Mexican-Hat-Like Response in a Flexible Tactile Sensor Using a Magnetorheological Elastomer.

A significant challenge in robotics is providing a sense of touch to robots. Even though several types of flexible tactile sensors have been proposed, they still have various technical issues such as a large amount of deformation that fractures the sensing elements, a poor maintainability and a deterioration in the sensitivity caused by the presence of a thick and soft covering. As one solution for these issues, we proposed a flexible tactile sensor composed of a magnet, magnetic transducer and dual-layer elastomer, which consists of a magnetorheological and nonmagnetic elastomer sheet. In this study, we first investigated the sensitivity of the sensor, which was found to be high (approximately 161 mV/N with a signal-to-noise ratio of 42.2 dB); however, the sensor has a speed-dependent hysteresis in its sensor response curve.

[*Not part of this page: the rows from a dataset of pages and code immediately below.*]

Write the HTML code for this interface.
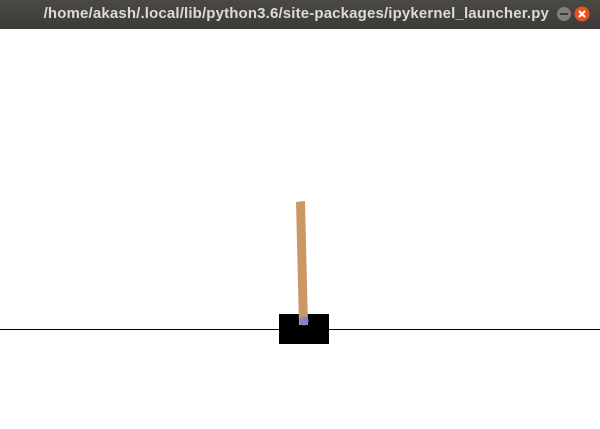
<!DOCTYPE html>
<html><head><style>
html,body{margin:0;padding:0;width:600px;height:429px;overflow:hidden;background:#fff}
.tb{position:absolute;left:0;top:0;width:600px;height:29px;background:linear-gradient(#4a4944,#3c3b37);}
.t{position:absolute;left:0;width:549px;text-align:right;top:5px;font:bold 15px "Liberation Sans",sans-serif;letter-spacing:0.15px;color:#dfdbd2;white-space:nowrap}
</style></head><body>
<div class="tb"><div class="t">/home/akash/.local/lib/python3.6/site-packages/ipykernel_launcher.py</div>
<svg style="position:absolute;left:0;top:0" width="600" height="29">
<circle cx="564" cy="14" r="7" fill="#7f7e79"/><rect x="560" y="13" width="8" height="2" fill="#3c3b37"/>
<circle cx="582" cy="14" r="7.5" fill="#e9541e"/><path d="M579 11l6 6M585 11l-6 6" stroke="#fff" stroke-width="2"/>
</svg></div>
<svg style="position:absolute;left:0;top:0" width="600" height="429">
<line x1="0" y1="329.5" x2="600" y2="329.5" stroke="#000" stroke-width="1"/>
<rect x="279" y="314" width="50" height="30" fill="#000"/>
<polygon points="296,202 305,201 308,325 299,325" fill="#ca9865"/>
<circle cx="304" cy="321" r="4.5" fill="#8184cb"/>
</svg>
</body></html>
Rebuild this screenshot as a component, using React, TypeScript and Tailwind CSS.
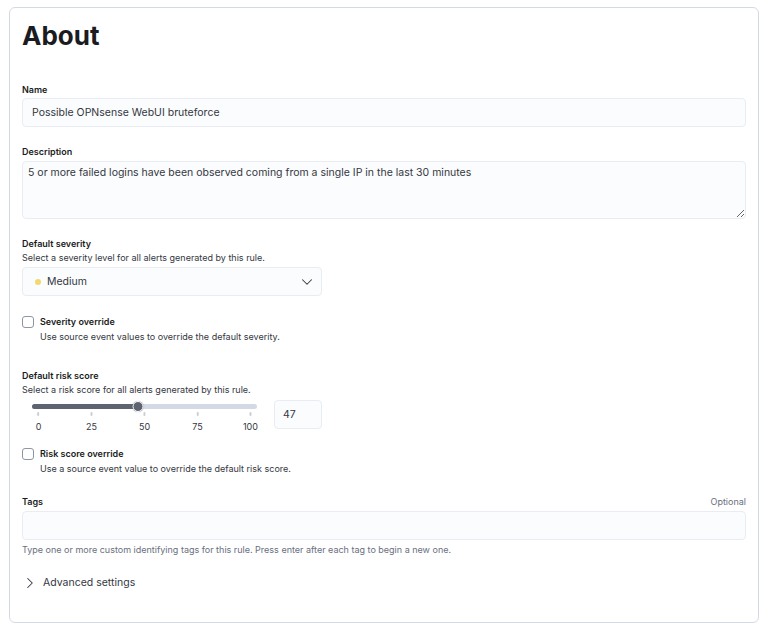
import { ChevronDown, ChevronRight } from "lucide-react"

const font = { fontFamily: "Inter, 'Noto Sans', sans-serif" }

function Label({ children, right }: { children: React.ReactNode; right?: string }) {
  return (
    <div className="flex items-baseline justify-between leading-[14px]">
      <span className="text-[9px] font-semibold text-[#1a1c21]">{children}</span>
      {right && <span className="text-[9px] text-[#69707d]">{right}</span>}
    </div>
  )
}

function Help({ children, light }: { children: React.ReactNode; light?: boolean }) {
  return (
    <div className={`text-[9px] leading-[14px] ${light ? "text-[#69707d]" : "text-[#343741]"}`}>
      {children}
    </div>
  )
}

function Checkbox({ label, help }: { label: string; help: string }) {
  return (
    <div>
      <div className="flex items-center gap-[6px]">
        <span className="h-[12px] w-[12px] rounded-[3px] border border-[#8f96a3] bg-white" />
        <span className="text-[9px] font-semibold leading-[14px] text-[#1a1c21]">{label}</span>
      </div>
      <div className="ml-[18px] mt-[1px]">
        <Help>{help}</Help>
      </div>
    </div>
  )
}

function RiskSlider({ value }: { value: number }) {
  const ticks = [0, 25, 50, 75, 100]
  // ticks sit 6.6px inside the track on each side
  const pos = (v: number) => `calc(6.6px + ${v / 100} * (100% - 13.2px))`
  return (
    <div className="relative ml-[10px] h-[29px] w-[225px]">
      <div className="absolute left-0 right-0 top-[4px] h-[5px] rounded-full bg-[#d3dae6]" />
      <div
        className="absolute left-0 top-[4px] h-[5px] rounded-full bg-[#5e646f]"
        style={{ width: pos(value) }}
      />
      <div
        className="absolute top-[1px] h-[11px] w-[11px] -translate-x-1/2 rounded-full border border-white bg-[#5e646f] shadow-[0_0_1px_rgba(0,0,0,0.4)]"
        style={{ left: pos(value) }}
      />
      {ticks.map((t) => (
        <div key={t} className="absolute top-[12px] -translate-x-1/2" style={{ left: pos(t) }}>
          <div className="mx-auto h-[4px] w-[2px] rounded-full bg-[#c9cfd8]" />
          <div className="mt-[5px] text-center text-[9px] leading-[12px] text-[#343741]">{t}</div>
        </div>
      ))}
    </div>
  )
}

export default function App() {
  return (
    <div className="min-h-[631px] bg-white pt-[7px]" style={font}>
      <div className="ml-[9px] h-[616px] w-[750px] rounded-[6px] border border-[#d3dae6] px-[12px] pt-[12px]">
        <h1 className="text-[26px] font-bold leading-[32px] text-[#1a1c21]">About</h1>

        <div className="mt-[31px]">
          <Label>Name</Label>
          <div className="mt-[1px] flex h-[29px] items-center rounded-[4px] border border-[#e9edf3] bg-[#fbfcfd] pl-[9px] text-[10.5px] text-[#343741]">
            Possible OPNsense WebUI bruteforce
          </div>
        </div>

        <div className="mt-[18px]">
          <Label>Description</Label>
          <textarea
            readOnly
            defaultValue="5 or more failed logins have been observed coming from a single IP in the last 30 minutes"
            className="mt-[2px] block h-[58px] w-full resize-y rounded-[4px] border border-[#e9edf3] bg-[#fbfcfd] px-[5px] pt-[4px] text-[10.5px] leading-[14px] text-[#343741] outline-none"
          />
        </div>

        <div className="mt-[18px]">
          <Label>Default severity</Label>
          <Help>Select a severity level for all alerts generated by this rule.</Help>
          <div className="mt-[2px] flex h-[29px] w-[300px] items-center rounded-[4px] border border-[#e9edf3] bg-[#fbfcfd] pl-[12px] pr-[5px]">
            <span className="h-[6px] w-[6px] rounded-full bg-[#f1d86f]" />
            <span className="ml-[6px] flex-1 text-[10.5px] text-[#343741]">Medium</span>
            <ChevronDown size={18} strokeWidth={1.4} className="text-[#343741]" />
          </div>
        </div>

        <div className="mt-[19px]">
          <Checkbox label="Severity override" help="Use source event values to override the default severity." />
        </div>

        <div className="mt-[25px]">
          <Label>Default risk score</Label>
          <Help>Select a risk score for all alerts generated by this rule.</Help>
          <div className="mt-[3px] flex">
            <RiskSlider value={47} />
            <div className="ml-[17px] flex h-[29px] w-[48px] items-center rounded-[4px] border border-[#e9edf3] bg-[#fbfcfd] pl-[8px] text-[10.5px] text-[#343741]">
              47
            </div>
          </div>
        </div>

        <div className="mt-[18px]">
          <Checkbox label="Risk score override" help="Use a source event value to override the default risk score." />
        </div>

        <div className="mt-[19px]">
          <Label right="Optional">Tags</Label>
          <div className="mt-[2px] h-[29px] rounded-[4px] border border-[#e9edf3] bg-[#fbfcfd]" />
          <div className="mt-[3px]">
            <Help light>Type one or more custom identifying tags for this rule. Press enter after each tag to begin a new one.</Help>
          </div>
        </div>

        <div className="-ml-[1px] mt-[17px] flex items-center gap-[4px] leading-[18px]">
          <ChevronRight size={18} strokeWidth={1.4} className="text-[#343741]" />
          <span className="text-[10.5px] text-[#343741]">Advanced settings</span>
        </div>
      </div>
    </div>
  )
}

Then, we investigated the spatial response and observed the following results: (1) the sensor response was a distorted Mexican-hat-like bipolar shape, namely a negative response area was observed around the positive response area; (2) the negative response area disappeared when we used a compressible sponge sheet instead of the incompressible nonmagnetic elastomer. We concluded that the characteristic negative response in the Mexican-hat-like response is derived from the incompressibility of the nonmagnetic elastomer.